# WRITTEN INSTRUCTION
Extract the lines that carry the string "components" from the listing.

Code that builds pages:

+ + + + +

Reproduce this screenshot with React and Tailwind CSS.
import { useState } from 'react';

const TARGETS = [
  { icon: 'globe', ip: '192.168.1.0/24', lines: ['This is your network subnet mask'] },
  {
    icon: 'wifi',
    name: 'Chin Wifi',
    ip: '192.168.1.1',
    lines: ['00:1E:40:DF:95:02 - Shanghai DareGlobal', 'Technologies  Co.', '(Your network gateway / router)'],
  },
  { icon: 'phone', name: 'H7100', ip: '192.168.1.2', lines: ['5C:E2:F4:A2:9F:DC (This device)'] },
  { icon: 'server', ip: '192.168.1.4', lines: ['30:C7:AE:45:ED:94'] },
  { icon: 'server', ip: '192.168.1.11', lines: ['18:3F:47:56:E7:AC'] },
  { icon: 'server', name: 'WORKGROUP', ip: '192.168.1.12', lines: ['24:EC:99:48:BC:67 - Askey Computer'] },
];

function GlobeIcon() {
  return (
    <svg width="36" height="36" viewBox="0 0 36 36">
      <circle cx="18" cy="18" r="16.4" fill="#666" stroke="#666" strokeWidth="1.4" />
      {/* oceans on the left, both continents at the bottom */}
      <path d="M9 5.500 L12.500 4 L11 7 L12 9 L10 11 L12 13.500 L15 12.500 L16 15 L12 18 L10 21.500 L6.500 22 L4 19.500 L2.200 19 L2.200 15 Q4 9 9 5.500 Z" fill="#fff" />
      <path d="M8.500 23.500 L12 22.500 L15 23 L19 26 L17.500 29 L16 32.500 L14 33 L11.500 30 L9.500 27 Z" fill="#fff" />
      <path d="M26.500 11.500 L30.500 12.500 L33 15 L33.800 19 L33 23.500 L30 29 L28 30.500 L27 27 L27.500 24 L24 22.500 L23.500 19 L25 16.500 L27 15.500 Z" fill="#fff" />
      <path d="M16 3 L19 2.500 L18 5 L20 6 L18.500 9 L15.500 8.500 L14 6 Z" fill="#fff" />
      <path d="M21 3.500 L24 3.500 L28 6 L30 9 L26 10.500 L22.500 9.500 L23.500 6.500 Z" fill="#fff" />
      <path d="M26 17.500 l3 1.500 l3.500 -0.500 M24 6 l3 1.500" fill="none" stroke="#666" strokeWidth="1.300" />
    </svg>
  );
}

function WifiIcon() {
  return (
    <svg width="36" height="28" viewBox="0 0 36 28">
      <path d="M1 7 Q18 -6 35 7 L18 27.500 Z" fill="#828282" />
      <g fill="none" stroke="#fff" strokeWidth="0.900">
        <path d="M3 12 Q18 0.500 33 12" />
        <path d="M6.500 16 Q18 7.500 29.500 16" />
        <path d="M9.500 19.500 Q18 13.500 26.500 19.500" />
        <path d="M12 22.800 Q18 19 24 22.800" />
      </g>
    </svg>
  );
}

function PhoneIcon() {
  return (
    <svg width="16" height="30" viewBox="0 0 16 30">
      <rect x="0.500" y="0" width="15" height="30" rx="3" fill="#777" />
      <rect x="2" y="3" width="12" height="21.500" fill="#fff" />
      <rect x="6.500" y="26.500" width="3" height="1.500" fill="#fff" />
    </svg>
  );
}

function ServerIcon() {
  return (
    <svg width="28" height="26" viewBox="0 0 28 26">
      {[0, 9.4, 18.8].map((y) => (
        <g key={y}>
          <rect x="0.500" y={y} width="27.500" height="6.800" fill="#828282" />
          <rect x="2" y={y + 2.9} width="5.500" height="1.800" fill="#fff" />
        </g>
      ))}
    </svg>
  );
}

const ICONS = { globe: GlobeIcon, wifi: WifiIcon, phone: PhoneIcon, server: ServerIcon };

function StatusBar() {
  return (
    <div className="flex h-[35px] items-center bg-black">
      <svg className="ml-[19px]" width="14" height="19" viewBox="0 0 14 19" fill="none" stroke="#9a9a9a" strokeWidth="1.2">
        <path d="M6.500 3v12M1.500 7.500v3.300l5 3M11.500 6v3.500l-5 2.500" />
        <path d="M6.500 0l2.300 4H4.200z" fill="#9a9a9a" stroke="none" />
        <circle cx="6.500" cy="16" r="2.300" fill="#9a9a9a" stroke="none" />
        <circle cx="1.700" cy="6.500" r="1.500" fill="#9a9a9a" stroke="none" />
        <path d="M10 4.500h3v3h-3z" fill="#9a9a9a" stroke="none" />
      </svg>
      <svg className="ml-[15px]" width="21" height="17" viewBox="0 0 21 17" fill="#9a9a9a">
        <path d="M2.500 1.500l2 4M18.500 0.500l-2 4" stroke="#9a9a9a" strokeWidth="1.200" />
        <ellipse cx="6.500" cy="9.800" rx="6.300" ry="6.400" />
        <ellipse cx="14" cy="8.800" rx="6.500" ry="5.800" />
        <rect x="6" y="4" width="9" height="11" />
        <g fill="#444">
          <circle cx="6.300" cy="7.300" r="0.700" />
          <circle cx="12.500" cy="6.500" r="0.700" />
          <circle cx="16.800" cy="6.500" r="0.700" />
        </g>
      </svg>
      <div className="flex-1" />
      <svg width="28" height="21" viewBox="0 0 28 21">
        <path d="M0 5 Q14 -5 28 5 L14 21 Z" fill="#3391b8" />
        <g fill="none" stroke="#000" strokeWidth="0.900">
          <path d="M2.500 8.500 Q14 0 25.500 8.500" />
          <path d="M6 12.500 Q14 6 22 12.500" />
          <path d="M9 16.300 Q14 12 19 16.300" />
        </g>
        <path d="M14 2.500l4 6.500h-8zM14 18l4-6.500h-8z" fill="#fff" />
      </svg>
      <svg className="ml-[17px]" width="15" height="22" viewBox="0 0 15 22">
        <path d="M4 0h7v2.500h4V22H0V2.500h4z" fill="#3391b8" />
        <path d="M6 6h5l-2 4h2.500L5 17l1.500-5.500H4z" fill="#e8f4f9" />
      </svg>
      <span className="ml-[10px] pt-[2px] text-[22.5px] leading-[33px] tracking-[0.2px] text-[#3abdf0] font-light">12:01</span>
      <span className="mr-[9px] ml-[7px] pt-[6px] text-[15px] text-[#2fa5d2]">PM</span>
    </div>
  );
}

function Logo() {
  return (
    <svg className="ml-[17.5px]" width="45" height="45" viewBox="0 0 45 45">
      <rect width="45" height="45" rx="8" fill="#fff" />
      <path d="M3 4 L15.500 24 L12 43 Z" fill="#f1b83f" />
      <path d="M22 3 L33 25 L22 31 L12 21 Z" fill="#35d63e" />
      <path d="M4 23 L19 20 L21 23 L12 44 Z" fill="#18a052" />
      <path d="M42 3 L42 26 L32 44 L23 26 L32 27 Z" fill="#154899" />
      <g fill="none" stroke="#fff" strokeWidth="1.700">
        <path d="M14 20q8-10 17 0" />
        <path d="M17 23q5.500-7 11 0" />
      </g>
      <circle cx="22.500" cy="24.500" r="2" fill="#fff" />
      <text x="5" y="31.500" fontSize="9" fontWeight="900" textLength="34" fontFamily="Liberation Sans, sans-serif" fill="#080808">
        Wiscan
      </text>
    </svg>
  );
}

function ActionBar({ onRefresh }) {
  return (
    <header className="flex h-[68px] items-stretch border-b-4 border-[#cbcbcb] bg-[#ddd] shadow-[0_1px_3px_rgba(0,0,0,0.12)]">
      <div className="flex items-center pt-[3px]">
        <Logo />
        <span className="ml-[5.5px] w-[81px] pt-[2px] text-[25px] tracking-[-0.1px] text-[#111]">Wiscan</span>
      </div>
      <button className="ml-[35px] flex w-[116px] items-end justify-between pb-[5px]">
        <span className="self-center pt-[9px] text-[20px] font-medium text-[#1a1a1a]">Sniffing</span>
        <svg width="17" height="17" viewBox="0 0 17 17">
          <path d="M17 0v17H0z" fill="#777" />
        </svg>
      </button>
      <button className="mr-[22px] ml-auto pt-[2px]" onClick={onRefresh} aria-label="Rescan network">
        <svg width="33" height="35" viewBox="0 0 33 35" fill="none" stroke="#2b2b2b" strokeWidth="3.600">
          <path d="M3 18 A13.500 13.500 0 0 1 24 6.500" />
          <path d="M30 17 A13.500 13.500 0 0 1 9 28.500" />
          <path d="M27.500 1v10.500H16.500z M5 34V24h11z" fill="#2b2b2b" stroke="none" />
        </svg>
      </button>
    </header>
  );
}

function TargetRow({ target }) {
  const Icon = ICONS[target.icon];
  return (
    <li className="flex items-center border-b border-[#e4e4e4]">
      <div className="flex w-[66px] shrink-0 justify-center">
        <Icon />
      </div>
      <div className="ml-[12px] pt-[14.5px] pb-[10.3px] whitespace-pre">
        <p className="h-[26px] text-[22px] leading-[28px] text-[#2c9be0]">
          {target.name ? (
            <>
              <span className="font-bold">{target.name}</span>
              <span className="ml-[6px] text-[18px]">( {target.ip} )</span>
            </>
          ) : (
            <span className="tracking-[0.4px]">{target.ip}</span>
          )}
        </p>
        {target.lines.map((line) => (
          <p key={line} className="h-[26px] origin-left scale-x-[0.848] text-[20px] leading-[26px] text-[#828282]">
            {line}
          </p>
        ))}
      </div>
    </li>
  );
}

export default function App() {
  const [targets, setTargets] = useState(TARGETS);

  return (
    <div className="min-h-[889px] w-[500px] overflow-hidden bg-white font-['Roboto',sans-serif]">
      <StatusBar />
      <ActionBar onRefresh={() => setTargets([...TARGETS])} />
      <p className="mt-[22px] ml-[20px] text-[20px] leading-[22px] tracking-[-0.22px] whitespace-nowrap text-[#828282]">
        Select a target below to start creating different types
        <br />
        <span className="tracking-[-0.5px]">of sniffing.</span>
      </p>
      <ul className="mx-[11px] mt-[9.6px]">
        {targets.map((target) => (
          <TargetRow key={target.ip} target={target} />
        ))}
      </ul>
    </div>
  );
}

+ + + + +

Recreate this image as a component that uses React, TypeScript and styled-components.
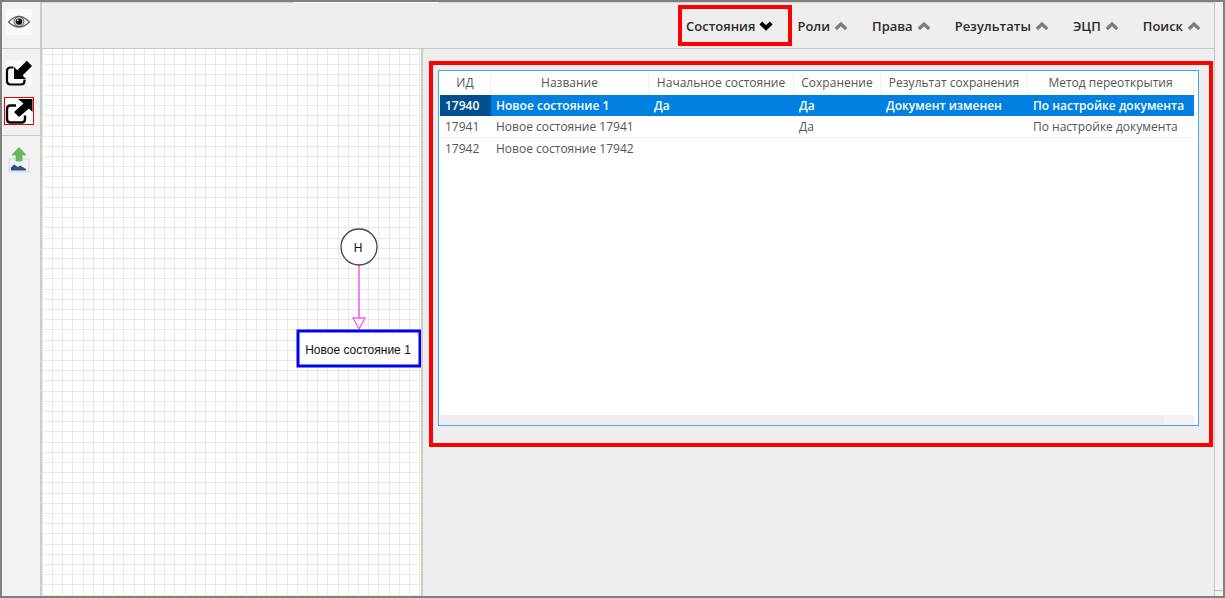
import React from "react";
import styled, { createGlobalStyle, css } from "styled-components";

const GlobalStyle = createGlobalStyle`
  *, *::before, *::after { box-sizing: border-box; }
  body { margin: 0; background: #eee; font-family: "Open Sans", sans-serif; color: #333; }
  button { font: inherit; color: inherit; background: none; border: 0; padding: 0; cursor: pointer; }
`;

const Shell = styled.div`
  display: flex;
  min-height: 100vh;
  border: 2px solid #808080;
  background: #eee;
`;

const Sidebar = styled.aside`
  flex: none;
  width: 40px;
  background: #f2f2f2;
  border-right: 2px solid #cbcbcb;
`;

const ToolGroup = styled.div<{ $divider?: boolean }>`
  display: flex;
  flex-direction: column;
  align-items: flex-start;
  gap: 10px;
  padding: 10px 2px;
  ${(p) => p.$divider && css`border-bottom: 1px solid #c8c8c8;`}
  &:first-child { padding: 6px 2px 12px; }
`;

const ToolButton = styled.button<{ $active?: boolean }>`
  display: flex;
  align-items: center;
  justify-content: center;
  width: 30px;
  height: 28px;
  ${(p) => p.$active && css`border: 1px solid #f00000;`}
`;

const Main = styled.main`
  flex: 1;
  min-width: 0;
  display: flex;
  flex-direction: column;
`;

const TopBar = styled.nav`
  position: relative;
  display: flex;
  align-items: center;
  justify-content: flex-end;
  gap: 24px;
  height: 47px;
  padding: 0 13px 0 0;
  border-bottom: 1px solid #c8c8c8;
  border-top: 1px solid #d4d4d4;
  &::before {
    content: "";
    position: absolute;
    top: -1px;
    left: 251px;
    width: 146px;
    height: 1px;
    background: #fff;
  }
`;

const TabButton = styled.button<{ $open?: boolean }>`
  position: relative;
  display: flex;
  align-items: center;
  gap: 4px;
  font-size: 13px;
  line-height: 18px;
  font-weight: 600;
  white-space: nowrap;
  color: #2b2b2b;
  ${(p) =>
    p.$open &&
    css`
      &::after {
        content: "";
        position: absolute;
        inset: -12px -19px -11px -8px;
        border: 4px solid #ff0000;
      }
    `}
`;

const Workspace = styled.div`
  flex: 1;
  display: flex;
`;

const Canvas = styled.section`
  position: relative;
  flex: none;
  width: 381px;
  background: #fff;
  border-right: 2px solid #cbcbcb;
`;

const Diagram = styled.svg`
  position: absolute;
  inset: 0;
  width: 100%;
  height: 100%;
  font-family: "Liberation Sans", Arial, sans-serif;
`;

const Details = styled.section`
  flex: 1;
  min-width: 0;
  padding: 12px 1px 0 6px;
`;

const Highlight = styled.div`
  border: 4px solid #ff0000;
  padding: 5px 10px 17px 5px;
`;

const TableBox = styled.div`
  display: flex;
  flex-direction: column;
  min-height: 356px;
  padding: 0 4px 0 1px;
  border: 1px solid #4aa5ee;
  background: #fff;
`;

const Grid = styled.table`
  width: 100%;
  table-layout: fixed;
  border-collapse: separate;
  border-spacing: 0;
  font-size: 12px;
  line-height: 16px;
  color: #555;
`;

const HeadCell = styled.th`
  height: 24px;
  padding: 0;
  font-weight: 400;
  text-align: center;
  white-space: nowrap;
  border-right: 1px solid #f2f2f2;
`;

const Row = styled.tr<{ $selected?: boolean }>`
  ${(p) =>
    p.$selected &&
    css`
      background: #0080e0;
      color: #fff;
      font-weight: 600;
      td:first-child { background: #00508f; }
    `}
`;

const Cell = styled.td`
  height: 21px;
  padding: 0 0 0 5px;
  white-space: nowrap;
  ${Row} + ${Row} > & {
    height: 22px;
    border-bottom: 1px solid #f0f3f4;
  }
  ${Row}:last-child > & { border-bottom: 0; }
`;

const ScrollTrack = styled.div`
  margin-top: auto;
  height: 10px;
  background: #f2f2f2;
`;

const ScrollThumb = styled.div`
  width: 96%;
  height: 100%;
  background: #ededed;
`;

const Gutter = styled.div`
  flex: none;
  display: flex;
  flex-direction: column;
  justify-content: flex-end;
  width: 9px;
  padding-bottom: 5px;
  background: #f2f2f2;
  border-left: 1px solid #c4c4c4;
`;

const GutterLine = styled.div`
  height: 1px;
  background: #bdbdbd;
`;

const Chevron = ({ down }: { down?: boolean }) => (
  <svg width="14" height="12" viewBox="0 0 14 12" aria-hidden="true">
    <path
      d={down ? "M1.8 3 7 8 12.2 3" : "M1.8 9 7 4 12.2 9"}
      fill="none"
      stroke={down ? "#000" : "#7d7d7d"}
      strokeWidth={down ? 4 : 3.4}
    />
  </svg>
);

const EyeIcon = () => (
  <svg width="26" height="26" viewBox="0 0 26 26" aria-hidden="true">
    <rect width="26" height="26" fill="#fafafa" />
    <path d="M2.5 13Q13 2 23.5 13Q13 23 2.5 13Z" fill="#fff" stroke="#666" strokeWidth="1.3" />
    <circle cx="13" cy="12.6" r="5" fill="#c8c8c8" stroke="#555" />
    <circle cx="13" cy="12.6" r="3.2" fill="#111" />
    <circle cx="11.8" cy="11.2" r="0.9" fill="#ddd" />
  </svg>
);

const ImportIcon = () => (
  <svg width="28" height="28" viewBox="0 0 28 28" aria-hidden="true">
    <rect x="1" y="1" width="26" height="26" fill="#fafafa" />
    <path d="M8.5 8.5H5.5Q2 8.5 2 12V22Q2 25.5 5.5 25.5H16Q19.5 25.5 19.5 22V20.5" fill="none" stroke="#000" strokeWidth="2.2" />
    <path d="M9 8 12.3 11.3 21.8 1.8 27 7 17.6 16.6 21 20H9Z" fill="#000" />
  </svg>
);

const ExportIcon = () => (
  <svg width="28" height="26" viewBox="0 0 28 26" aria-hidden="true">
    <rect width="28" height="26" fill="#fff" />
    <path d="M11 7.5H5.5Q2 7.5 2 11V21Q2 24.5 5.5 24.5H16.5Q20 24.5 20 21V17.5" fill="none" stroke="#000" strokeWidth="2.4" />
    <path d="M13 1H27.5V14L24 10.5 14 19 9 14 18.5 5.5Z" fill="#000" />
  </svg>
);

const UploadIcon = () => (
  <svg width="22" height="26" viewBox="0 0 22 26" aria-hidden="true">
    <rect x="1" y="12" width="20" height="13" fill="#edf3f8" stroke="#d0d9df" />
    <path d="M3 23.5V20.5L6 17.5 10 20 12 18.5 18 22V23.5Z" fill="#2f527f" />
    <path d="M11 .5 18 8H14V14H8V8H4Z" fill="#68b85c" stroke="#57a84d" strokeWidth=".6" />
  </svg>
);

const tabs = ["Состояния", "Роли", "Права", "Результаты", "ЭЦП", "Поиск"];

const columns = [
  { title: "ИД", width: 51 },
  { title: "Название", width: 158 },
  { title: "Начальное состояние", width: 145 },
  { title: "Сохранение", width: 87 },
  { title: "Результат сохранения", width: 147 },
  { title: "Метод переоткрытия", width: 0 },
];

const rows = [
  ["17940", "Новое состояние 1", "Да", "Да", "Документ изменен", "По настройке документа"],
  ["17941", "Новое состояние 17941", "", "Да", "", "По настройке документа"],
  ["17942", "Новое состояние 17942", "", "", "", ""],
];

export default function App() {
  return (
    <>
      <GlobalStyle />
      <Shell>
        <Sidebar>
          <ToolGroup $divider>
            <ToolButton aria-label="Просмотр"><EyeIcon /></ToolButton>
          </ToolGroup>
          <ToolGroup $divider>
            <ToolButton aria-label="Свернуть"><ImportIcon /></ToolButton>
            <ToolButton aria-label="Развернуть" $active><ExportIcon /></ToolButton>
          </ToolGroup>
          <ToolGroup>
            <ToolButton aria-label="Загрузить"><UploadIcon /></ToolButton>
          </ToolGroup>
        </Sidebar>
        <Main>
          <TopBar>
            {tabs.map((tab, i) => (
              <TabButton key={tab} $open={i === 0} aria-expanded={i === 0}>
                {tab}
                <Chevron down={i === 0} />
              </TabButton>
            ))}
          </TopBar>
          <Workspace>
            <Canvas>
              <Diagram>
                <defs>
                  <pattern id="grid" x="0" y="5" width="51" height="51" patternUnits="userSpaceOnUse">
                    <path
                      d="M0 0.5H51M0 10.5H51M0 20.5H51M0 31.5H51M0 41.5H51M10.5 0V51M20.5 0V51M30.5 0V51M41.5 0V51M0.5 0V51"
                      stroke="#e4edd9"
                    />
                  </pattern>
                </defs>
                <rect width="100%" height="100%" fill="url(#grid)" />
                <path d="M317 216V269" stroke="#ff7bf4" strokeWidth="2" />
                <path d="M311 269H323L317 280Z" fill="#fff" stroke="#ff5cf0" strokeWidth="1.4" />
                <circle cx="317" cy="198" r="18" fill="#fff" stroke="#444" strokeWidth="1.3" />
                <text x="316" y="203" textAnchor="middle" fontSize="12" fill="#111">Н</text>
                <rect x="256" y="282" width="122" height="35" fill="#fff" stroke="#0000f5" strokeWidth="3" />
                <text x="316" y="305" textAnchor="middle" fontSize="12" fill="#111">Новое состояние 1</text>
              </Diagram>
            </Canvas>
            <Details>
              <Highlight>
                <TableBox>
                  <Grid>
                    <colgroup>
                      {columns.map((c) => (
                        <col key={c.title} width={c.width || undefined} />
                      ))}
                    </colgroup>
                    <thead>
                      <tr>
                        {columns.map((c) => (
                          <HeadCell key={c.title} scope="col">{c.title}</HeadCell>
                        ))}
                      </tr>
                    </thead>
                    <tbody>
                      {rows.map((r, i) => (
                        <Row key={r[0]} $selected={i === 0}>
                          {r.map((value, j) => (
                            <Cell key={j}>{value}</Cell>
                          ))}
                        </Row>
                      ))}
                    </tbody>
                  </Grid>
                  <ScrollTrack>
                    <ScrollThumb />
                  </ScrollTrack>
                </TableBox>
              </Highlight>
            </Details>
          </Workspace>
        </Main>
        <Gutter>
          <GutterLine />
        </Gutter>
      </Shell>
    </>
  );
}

+ + + + +

# PROBLEM SOLUTION
Recreate this image as a component that uses React, TypeScript and styled-components.
import styled, { createGlobalStyle, css } from "styled-components";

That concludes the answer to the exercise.